Wednesday, 2 March 2011

Contingency & Belief

I'm in the significant minority of humans who ever lived in that I believe that the sun orbits the earth. It's a recent belief about the world to emerge, one that's only gained acceptability within the last 400 years. I live in a society now where this is a widespread belief, something handed down to me from parents, educators, and other cultural media.

I think it would be a mistake, however, to think that's sufficient for the belief itself. After all, I was also brought up to believe in psychic powers such as mind-reading and spoon bending. I was also taught to believe in some form of God, and that didn't stick either.

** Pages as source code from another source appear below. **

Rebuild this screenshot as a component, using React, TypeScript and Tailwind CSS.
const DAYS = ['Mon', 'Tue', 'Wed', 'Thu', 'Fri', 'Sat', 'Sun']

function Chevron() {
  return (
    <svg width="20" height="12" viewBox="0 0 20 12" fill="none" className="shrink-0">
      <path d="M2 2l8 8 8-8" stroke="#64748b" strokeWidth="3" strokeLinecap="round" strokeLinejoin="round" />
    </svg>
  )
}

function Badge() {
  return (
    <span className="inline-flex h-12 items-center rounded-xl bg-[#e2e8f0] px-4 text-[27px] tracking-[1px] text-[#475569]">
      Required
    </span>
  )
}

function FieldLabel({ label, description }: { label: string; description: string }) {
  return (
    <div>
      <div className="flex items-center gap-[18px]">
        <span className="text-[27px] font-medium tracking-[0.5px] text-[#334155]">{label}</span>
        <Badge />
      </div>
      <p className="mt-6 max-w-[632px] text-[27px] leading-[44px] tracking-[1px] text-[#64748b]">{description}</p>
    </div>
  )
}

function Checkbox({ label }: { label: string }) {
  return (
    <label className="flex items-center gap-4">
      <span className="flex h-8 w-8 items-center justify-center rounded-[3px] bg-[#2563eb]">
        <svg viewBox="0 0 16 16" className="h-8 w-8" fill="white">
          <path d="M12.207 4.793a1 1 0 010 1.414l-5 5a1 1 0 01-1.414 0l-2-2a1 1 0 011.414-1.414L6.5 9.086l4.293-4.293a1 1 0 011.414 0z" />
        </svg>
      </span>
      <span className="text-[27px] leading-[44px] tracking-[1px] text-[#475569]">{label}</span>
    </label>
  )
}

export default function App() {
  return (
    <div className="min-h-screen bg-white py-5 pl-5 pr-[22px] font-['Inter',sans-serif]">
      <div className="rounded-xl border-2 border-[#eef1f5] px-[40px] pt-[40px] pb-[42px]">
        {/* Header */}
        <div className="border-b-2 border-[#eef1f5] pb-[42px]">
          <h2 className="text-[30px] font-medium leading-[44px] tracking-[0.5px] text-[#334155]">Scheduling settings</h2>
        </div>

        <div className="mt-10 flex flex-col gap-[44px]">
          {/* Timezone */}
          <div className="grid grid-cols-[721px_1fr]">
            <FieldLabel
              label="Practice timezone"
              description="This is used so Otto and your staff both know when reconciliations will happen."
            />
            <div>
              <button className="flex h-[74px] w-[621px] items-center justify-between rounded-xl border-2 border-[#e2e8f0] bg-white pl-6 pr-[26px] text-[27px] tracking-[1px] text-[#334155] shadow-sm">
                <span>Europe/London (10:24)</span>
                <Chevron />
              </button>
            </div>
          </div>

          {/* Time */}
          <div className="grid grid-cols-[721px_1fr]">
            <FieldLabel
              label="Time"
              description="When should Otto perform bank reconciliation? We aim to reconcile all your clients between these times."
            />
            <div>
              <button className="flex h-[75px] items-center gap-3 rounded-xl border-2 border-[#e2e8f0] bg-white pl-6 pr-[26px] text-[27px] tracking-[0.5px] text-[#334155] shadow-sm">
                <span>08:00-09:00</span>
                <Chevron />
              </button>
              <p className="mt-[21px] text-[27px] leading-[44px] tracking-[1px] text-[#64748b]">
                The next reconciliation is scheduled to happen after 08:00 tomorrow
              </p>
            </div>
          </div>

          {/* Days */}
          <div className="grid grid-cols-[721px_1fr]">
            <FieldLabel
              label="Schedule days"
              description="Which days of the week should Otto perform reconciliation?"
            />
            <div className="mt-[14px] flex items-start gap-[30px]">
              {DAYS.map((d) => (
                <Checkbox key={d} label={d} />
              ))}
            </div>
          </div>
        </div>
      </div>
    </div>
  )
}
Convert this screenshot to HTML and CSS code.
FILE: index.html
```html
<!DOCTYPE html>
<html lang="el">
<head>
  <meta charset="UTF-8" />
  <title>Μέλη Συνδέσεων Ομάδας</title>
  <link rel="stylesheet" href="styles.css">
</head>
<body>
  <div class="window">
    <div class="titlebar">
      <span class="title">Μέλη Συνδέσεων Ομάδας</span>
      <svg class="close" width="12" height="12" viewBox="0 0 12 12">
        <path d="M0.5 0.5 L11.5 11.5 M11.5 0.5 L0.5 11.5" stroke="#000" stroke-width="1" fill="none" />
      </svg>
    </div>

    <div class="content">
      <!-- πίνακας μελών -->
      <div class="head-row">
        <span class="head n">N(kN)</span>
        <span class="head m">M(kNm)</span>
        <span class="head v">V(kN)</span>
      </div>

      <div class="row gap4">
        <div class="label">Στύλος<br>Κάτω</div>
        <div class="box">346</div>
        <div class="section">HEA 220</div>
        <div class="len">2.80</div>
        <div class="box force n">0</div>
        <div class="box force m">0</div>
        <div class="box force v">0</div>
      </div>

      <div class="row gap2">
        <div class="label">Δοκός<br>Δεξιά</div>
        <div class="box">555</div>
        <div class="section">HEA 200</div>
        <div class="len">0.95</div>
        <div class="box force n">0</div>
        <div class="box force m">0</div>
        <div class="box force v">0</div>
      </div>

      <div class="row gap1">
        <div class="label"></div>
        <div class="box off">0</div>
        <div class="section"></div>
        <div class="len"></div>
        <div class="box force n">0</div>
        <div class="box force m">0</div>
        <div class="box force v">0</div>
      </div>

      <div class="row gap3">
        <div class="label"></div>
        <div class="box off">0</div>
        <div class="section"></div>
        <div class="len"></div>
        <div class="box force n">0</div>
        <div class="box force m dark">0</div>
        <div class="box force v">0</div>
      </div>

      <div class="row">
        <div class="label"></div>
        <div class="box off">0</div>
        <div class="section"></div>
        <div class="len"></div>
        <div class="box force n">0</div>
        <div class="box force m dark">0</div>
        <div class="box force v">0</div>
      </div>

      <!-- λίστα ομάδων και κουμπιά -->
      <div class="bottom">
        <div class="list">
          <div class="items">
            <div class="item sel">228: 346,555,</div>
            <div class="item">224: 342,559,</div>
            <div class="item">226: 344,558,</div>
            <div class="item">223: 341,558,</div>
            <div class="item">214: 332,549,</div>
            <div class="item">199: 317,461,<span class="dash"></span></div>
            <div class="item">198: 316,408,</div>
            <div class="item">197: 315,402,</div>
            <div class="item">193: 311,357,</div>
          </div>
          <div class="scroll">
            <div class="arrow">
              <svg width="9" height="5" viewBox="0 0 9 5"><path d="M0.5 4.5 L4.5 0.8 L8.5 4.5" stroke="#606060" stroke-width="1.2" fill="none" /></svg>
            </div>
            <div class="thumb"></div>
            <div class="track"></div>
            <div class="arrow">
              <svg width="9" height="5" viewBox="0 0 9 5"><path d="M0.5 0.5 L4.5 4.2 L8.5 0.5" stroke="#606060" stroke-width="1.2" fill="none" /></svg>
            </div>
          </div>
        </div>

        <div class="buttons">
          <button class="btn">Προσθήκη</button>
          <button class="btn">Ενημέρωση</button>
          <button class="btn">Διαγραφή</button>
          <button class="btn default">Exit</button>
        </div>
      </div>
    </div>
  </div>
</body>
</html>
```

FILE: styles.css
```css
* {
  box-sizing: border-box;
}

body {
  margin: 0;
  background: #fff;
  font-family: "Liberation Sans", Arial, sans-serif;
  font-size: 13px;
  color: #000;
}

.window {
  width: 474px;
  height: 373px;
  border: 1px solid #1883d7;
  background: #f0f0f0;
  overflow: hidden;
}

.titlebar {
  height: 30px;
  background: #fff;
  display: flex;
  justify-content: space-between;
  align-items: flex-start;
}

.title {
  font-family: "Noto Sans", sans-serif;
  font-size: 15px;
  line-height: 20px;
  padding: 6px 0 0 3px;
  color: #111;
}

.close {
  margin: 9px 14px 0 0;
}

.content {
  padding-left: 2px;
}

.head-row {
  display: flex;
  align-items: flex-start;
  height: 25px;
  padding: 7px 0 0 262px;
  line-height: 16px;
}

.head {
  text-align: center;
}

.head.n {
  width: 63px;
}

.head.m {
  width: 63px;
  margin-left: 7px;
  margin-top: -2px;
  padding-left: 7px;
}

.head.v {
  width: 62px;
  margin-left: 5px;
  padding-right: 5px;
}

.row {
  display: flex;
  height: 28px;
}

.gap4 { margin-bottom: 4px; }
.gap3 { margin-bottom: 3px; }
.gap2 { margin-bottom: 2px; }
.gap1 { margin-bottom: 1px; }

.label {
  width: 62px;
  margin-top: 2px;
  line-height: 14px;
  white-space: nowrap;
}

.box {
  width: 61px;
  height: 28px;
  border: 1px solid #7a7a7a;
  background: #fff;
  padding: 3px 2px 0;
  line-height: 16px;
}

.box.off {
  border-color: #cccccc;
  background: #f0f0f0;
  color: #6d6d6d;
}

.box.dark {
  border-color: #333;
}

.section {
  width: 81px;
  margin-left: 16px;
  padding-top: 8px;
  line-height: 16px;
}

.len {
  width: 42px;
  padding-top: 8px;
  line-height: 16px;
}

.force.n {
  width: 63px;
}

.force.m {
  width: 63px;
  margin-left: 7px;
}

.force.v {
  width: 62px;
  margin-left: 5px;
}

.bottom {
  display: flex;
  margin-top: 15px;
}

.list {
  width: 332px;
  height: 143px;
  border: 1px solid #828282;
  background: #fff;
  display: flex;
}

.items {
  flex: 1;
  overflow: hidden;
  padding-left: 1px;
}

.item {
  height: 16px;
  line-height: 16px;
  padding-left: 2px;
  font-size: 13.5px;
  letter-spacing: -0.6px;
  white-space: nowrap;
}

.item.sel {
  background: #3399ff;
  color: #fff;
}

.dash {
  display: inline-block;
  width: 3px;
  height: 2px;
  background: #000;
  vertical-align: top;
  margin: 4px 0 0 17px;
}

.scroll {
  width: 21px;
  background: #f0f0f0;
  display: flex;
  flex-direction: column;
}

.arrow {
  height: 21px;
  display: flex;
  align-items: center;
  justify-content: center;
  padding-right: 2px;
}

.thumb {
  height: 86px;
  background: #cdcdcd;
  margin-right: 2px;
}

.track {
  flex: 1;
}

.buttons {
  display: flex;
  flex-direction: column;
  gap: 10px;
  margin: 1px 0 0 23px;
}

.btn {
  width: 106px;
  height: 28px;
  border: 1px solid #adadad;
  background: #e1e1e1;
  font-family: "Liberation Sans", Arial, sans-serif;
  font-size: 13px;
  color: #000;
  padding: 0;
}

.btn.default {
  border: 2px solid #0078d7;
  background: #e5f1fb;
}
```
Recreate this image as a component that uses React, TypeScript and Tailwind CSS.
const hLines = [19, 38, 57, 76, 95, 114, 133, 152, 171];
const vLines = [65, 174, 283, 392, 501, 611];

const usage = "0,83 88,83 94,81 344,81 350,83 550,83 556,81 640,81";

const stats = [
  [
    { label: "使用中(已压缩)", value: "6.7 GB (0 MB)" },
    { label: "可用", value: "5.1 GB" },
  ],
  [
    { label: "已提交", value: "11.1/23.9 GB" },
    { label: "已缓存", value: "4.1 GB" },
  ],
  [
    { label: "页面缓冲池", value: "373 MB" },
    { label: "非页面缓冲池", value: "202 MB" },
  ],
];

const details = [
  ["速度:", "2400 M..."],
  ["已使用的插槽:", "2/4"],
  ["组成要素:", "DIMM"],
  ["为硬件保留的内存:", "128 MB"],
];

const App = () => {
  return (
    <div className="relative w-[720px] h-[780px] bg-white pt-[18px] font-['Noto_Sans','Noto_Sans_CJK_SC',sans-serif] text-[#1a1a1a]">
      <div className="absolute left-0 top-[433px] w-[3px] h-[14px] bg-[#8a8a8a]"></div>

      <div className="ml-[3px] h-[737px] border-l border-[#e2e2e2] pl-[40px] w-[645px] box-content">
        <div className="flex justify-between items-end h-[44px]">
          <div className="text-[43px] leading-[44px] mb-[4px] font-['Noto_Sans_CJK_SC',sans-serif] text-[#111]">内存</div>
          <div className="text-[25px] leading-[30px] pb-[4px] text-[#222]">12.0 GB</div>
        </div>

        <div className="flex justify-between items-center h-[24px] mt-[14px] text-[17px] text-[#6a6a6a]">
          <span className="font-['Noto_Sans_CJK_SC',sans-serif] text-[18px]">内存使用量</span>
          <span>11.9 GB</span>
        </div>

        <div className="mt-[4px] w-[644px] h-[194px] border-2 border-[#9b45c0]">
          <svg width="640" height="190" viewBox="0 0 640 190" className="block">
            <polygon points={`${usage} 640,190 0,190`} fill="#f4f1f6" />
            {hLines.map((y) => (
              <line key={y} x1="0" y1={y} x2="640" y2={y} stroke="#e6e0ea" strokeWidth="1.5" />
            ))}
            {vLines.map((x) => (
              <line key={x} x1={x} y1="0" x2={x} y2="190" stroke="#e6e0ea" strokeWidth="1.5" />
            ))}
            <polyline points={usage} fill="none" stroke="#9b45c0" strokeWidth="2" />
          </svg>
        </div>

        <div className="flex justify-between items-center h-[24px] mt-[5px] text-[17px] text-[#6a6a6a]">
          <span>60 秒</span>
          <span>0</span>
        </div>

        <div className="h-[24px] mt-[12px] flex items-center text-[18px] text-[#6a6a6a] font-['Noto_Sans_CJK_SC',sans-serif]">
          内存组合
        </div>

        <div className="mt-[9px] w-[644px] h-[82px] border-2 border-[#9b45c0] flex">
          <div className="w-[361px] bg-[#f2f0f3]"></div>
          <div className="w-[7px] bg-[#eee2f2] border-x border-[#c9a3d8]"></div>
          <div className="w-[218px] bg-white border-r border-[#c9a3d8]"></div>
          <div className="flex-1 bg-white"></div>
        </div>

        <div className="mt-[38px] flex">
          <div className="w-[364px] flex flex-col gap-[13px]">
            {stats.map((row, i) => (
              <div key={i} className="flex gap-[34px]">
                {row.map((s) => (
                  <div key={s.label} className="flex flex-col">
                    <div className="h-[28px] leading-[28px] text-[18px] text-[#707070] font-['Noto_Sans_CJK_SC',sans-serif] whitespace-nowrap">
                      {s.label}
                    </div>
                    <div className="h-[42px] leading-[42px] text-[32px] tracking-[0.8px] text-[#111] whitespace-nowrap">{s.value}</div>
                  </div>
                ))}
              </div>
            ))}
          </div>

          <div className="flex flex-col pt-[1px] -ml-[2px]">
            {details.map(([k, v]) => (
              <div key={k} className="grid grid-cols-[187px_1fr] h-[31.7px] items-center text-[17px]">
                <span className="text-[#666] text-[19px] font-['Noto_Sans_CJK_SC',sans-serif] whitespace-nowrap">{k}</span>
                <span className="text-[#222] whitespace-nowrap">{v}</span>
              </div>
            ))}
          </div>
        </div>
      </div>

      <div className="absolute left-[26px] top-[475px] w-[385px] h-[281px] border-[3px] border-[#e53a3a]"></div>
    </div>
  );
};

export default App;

The problem with arguments from cultural imposition is that if something is handed down through culture, it doesn't necessarily explain away the belief itself. It's where elements of the beliefs are arbitrary in the sense that they differ from culture to culture where arguments from cultural contingency are effective.

If I were born in another time and place, my solar model would not have been heliocentrist, yet there are good reasons to be a heliocentrist. The persistence of the idea in the scientific community at a time when knowledge of astronomy has reached such a point where crafts can be landed on a planet hundreds of millions of kilometres away is a good indicator that the knowledge has validity.

Meanwhile a belief in aliens as an explanation for certain phenomena like sleep paralysis is as vague as positing demons. Both beliefs are representative of the time, but the preference of one over the other is arbitrary, as both as suitably vague. In this case the cultural contingency is that one belief cannot be preferred over the other.

At the core of the argument from cultural imposition is not the culture handing down the belief so much as the belief itself is arbitrary. The mode of transmission highlights its arbitrariness, not that cultural transmission makes it arbitrary.